A simple, nearly 2D explosively shocked NdFeB(52) permanent magnet and a comparison to a cale calculation suggesting the mechanism for magnetic flux release and subsequent EMF pulse

Several groups have investigated the phenomenon of the generation of pulsed electrical energy realized from the shocking of modern strong permanent Ferro magnets. The Care´n Co., together with Hyperspectral Sciences, Inc., have performed several experiments, one of which this paper discusses in detail. The shot design and the diagnostics are described in the paper. The subject magnets (NdFeB(52)) in these investigations were 25 mm long by 25 mm diameter cylindrical solids with the magnetic direction along the cylindrical symmetry axis. Most of the experiments were with the shock front vector aligned along the axis as well. This type of shot has been done and well published by others1. The shot described by this paper aligned the shock wave vector perpendicular to the axis and by shaping, entered the magnet in a nearly radial inward fashion. Because the radial velocity of the shock was so much larger than the relief wave from the two ends, the behavior had strong 2D character. This allowed an approximate modeling with the 2D hydro-code CALE in the x-y mode.
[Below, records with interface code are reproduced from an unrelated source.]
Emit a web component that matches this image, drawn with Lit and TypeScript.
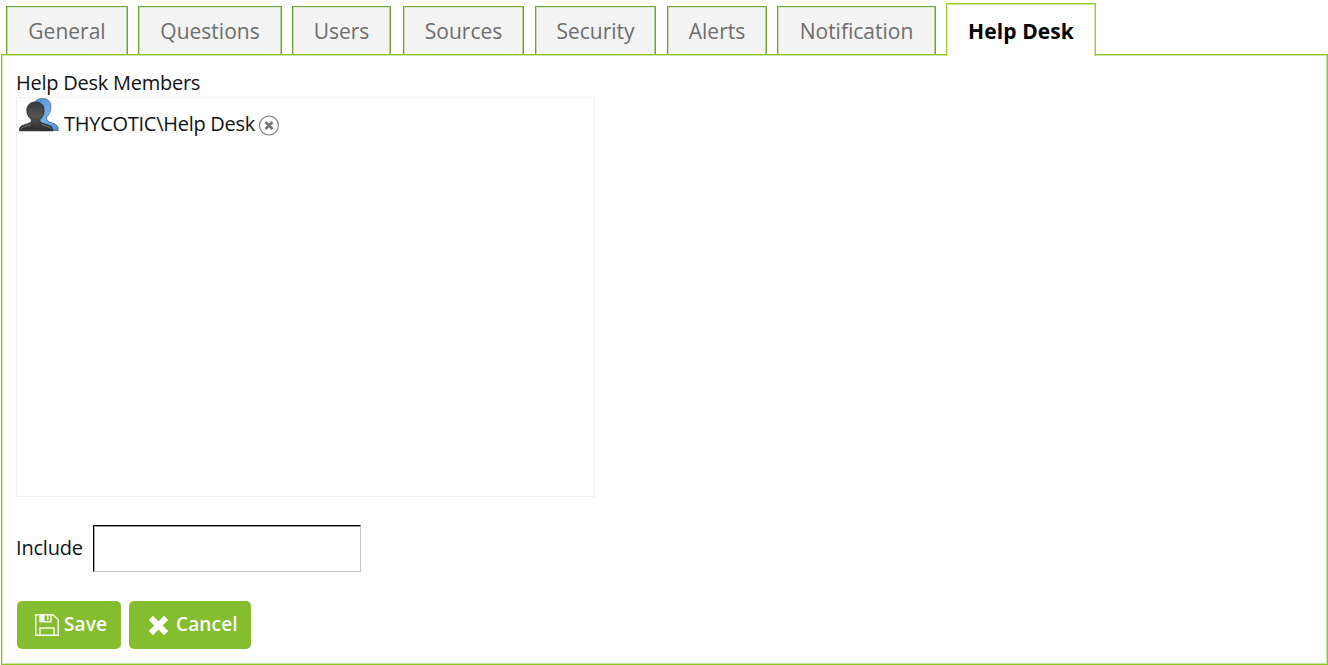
import { LitElement, html, css } from "lit";
import { customElement, state } from "lit/decorators.js";
import { classMap } from "lit/directives/class-map.js";

const TABS = [
  { label: "General", width: 122, gap: 10 },
  { label: "Questions", width: 144, gap: 10 },
  { label: "Users", width: 99, gap: 12 },
  { label: "Sources", width: 121, gap: 11 },
  { label: "Security", width: 121, gap: 11 },
  { label: "Alerts", width: 100, gap: 10 },
  { label: "Notification", width: 159, gap: 10 },
  { label: "Help Desk", width: 150, gap: 0 },
];

@customElement("app-root")
export class AppRoot extends LitElement {
  static styles = css`
    :host {
      display: flex;
      flex-direction: column;
      box-sizing: border-box;
      width: 1328px;
      height: 665px;
      overflow: hidden;
      background: #fff;
      color: #111;
      font: 20px/28px "Open Sans", sans-serif;
    }
    * { box-sizing: border-box; }
    .tabs {
      display: flex;
      align-items: flex-end;
      height: 54px;
      padding-left: 6px;
      flex: none;
      z-index: 1;
    }
    .tab {
      height: 48px;
      padding: 10px 0 0;
      border: 1px solid #72a336;
      border-bottom: 0;
      box-shadow: inset 1px 0 #c5d9ac, inset -1px 0 #b5d092, inset 0 1px #dce7cf;
      background: #f4f4f4;
      color: #6d6d6d;
      font-size: 21px;
      text-align: center;
      white-space: nowrap;
      cursor: pointer;
    }
    .tab.active {
      height: 53px;
      margin-bottom: -2px;
      padding-top: 13px;
      background: #fff;
      color: #000;
      font-weight: 700;
      letter-spacing: 0.1px;
      border-color: #97ca32;
      box-shadow: inset 1px 0 #e3f1c8, inset -1px 0 #d0e8a4, inset 0 1px #cfe6a2;
    }
    .panel {
      display: flex;
      flex-direction: column;
      align-items: flex-start;
      width: 1327px;
      height: 611px;
      margin-left: 1px;
      padding: 14px 14px 0;
      border: 1px solid #8dc51f;
      box-shadow: inset 1px 1px #cbe59c, inset -1px -1px #cbe59c;
    }
    .heading { height: 28px; letter-spacing: -0.25px; }
    .members {
      width: 579px;
      height: 400px;
      border: 1px solid #f2f2f2;
      padding: 0 2px;
    }
    .member { display: flex; align-items: flex-start; }
    .people { width: 40px; height: 35px; flex: none; }
    .name { margin: 12px 0 0 5px; letter-spacing: -0.27px; }
    .remove { width: 22px; height: 22px; margin: 16px 0 0 3px; }
    .include { display: flex; align-items: center; margin-top: 28px; height: 47px; letter-spacing: -0.2px; }
    .caption { margin-top: -1px; }
    .field {
      width: 268px;
      height: 47px;
      margin-left: 10px;
      padding: 0 8px;
      border: 1px solid #c3c3c3;
      border-top-color: #000;
      border-left-color: #000;
      box-shadow: inset 0 1px #999, inset 1px 0 #aaa;
      border-radius: 0;
      outline: 0;
      font: inherit;
      background: #fff;
    }
    .actions { display: flex; gap: 8px; margin: 29px 0 0 1px; }
    .button {
      display: flex;
      align-items: center;
      height: 48px;
      padding: 0 0 2px;
      border: 0;
      border-radius: 5px;
      background: #84bd2e;
      color: #fff;
      font: 600 19px/28px "Open Sans", sans-serif;
      letter-spacing: 0.15px;
      cursor: pointer;
    }
    .save { width: 104px; padding-left: 18px; }
    .cancel { width: 122px; padding-left: 20px; }
    .disk { width: 24px; height: 22px; margin: 2px 5px 0 0; }
    .cross { width: 19px; height: 19px; margin: 3px 8px 0 0; }
  `;

  @state() private selected = "Help Desk";

  render() {
    return html`
      <div class="tabs">
        ${TABS.map(
          (t) => html`<div
            class=${classMap({ tab: true, active: t.label === this.selected })}
            style="width:${t.width}px;margin-right:${t.gap}px"
            @click=${() => (this.selected = t.label)}
          >${t.label}</div>`
        )}
      </div>
      <div class="panel">
        <div class="heading">Help Desk Members</div>
        <div class="members">
          <div class="member">
            <svg class="people" viewBox="0 0 40 35">
              <defs>
                <linearGradient id="dark" x2="0" y2="1"><stop stop-color="#3a3a3a" /><stop offset=".5" stop-color="#545454" /><stop offset="1" stop-color="#2b2b2b" /></linearGradient>
                <linearGradient id="blue" x2="1" y2="1"><stop stop-color="#4f8fd0" /><stop offset=".55" stop-color="#74b2ea" /><stop offset="1" stop-color="#4d8cd2" /></linearGradient>
              </defs>
              <path fill="url(#blue)" stroke="#4a6f98" stroke-width=".9" d="M15 5C17 1.800 20 .5 23.500.6c6 .2 8.800 4 8.300 8.500 0 4-1.300 7-3.800 9.500-1 3-.2 4.300 2.500 5.400l5 2c2.500 1 3.700 2.500 3.700 6.500H22L15 19z" />
              <path fill="url(#dark)" stroke="#1e1e1e" stroke-width=".8" d="M7.800 12.300c0-5 3.600-8.300 8.700-8.300s8.700 3.200 8.500 8.500c0 3.500-1.600 6.800-4 9-.5 1.800.2 2.800 2.500 3.700l6 2c3 1 4.200 2.200 4.300 5.600H.5c0-3.400 1-4.700 4-5.600l5.500-2c2.300-.9 2.700-2 2.200-3.700C9.500 19.300 7.800 16 7.800 12.300z" />
              <path fill="none" stroke="#999" stroke-width=".9" opacity=".7" d="M2 31.500c.3-1.700 2-2.300 4-3l5.500-2M23 26.500l5.500 1.900c2 .7 3.300 1.400 3.700 3.100" />
            </svg>
            <span class="name">THYCOTIC\\Help Desk</span>
            <svg class="remove" viewBox="0 0 22 22">
              <circle cx="11" cy="11.500" r="9.500" fill="#fff" stroke="#777" stroke-width="1.100" />
              <path d="M7.500 8l7 7M14.500 8l-7 7" stroke="#757575" stroke-width="2.600" />
            </svg>
          </div>
        </div>
        <label class="include"><span class="caption">Include</span><input class="field" type="text" /></label>
        <div class="actions">
          <button class="button save">
            <svg class="disk" viewBox="0 0 24 22" fill="none" stroke="#f4faec" stroke-width="1.500">
              <path d="M.8.8H18l5.200 5v15.400H.8zM5 .8v7h11v-7M5 21v-7h14v7" />
              <path d="M5 1h4.500v6H5z" fill="#f4faec" stroke="none" />
              <path d="M12.800 1v5" />
            </svg>Save
          </button>
          <button class="button cancel">
            <svg class="cross" viewBox="0 0 19 19"><path d="M4 4l11 11M15 4L4 15" stroke="#fff" stroke-width="6" stroke-linecap="square" /></svg>Cancel
          </button>
        </div>
      </div>
    `;
  }
}
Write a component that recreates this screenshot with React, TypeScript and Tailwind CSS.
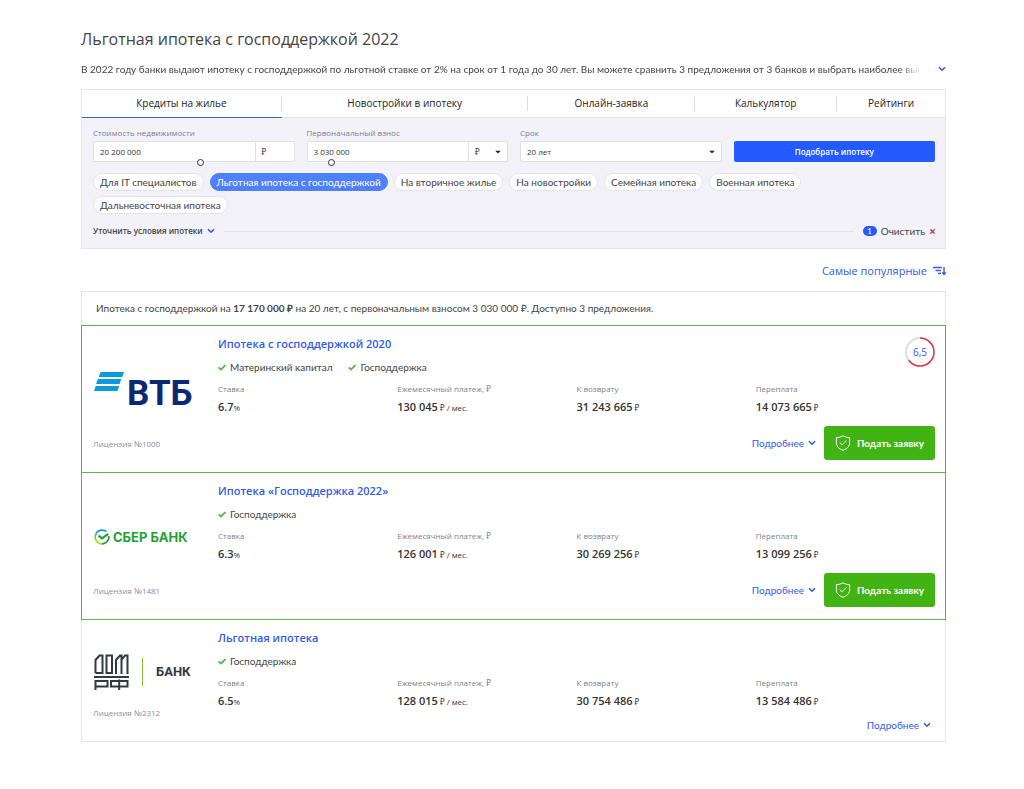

CALE has a magneto-hydrodynamic modeling capability, but these were not used in the described simulations. The authors were interested in the suggested temperature in the magnetic material behind the shock and how that compared to the magnetic phase diagram. It seems likely that the flux is released due to the material being heated beyond the magnetization boundary but maybe below the Curie temperature. These observations are discussed.